Thank you for your comments and your experience shooting reduced .45 loads.  I am also one of those older shooters whose scores reflect a diminished strength and stamina.
If we wish to give your reduced loads a try, perhaps you could make some suggestions about how to modify the springing to accommodate these reduced loads while maintaining functionality.
Also, many of us use slide-mounted optics and some may even use the RRA rail with iron sight and optics slots.  How does that extra weight affect the operational reliability when using the reduced loads?

Mike
Mike,

I've personally ran Aimpoint 9000 (8.4 oz) on slide mount down to 3.4 gr BE 200 lswc on rebarreled SA RO I built for a customer. I was in control of everything, so it's easy for me. Many pistols out there have timing issues that cause problems running lighter charges even when considered a loose pistol. 
I typically build new and rebarreled pistols to use 10# recoil spring; my lug fit governs this. The reduced charges with optics usually eject onto the bench.
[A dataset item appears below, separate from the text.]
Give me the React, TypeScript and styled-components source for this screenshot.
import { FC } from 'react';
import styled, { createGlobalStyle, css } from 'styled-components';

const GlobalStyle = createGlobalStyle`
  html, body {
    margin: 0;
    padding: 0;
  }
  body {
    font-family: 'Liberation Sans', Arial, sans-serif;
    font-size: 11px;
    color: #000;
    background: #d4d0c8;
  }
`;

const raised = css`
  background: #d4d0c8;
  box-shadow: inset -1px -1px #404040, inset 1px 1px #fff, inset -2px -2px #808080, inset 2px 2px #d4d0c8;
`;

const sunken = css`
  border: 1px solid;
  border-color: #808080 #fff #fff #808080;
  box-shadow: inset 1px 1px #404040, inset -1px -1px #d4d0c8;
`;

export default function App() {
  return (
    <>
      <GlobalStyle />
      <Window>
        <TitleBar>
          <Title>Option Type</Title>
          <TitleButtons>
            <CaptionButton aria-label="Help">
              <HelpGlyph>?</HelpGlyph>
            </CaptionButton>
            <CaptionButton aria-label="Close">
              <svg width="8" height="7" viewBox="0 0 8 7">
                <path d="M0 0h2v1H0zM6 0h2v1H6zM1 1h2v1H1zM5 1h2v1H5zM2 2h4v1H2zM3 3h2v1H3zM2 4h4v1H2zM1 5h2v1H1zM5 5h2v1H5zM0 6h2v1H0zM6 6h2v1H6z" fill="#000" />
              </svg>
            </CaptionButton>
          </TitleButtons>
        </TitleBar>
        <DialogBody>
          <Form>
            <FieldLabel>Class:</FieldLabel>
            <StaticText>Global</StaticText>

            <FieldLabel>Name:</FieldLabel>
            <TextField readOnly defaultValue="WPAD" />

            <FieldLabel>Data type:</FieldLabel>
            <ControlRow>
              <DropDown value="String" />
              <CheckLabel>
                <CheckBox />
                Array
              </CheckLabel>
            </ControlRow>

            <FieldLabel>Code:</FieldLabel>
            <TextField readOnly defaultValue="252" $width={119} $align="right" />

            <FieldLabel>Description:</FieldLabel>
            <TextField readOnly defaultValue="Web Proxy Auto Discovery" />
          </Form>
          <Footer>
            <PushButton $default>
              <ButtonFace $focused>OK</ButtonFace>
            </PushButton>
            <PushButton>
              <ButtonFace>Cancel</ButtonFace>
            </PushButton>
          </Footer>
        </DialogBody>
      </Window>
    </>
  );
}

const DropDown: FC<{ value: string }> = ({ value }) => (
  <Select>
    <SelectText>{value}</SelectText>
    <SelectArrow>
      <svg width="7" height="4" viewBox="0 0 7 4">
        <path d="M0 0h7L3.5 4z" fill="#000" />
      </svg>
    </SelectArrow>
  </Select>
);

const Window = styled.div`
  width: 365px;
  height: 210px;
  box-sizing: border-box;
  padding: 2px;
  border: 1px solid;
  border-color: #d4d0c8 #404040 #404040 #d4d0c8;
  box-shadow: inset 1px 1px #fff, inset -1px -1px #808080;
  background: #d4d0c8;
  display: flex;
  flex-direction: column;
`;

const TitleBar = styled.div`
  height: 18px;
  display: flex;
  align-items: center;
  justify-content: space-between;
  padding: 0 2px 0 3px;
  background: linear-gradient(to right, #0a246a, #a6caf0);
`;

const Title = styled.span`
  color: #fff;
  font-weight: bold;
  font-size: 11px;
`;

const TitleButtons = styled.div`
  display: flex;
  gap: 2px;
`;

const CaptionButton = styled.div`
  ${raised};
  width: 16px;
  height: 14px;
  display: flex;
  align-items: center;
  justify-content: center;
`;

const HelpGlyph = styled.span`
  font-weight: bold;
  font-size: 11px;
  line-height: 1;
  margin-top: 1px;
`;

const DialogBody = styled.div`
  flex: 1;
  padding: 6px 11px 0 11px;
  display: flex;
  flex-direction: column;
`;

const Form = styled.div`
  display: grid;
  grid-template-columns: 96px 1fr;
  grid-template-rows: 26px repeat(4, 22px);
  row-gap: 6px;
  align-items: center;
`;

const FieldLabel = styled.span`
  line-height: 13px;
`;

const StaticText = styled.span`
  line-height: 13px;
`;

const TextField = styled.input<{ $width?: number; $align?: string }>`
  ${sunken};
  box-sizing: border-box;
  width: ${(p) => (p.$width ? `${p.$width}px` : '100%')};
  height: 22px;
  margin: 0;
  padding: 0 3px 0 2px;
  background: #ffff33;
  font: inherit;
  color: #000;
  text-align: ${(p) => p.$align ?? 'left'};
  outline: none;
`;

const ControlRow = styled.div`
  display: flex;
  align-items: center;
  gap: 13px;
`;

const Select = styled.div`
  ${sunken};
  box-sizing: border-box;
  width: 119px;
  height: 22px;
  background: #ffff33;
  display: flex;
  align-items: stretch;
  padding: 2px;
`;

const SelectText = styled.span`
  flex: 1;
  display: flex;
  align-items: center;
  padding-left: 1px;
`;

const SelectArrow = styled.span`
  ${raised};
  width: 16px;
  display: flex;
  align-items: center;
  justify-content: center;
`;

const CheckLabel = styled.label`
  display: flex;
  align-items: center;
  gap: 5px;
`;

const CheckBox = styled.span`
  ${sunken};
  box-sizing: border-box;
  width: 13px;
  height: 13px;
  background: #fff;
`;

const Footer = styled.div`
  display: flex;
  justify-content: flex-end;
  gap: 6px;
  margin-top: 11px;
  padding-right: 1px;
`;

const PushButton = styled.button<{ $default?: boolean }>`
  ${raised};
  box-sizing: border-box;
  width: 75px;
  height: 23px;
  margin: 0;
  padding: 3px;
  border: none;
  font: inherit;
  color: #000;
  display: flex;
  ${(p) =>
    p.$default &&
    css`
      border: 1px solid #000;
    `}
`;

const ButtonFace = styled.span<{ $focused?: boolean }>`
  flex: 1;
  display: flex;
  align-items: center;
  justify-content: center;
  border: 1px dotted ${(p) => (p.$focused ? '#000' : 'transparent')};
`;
I have several iron sighted pistols I've been shooting 3.3 gr BE with 10# recoil spring. Ejection is only a couple feet to the right.

So I would start with a 10# spring and see whether it cycles and if it does where its throwing the brass. Adjust spring up if necessary. 

I have found on pistols with poorly fit barrels (not locking up good) that light charges can shoot worse than a warmer load. I assume the higher pressures keep the barrel in battery longer.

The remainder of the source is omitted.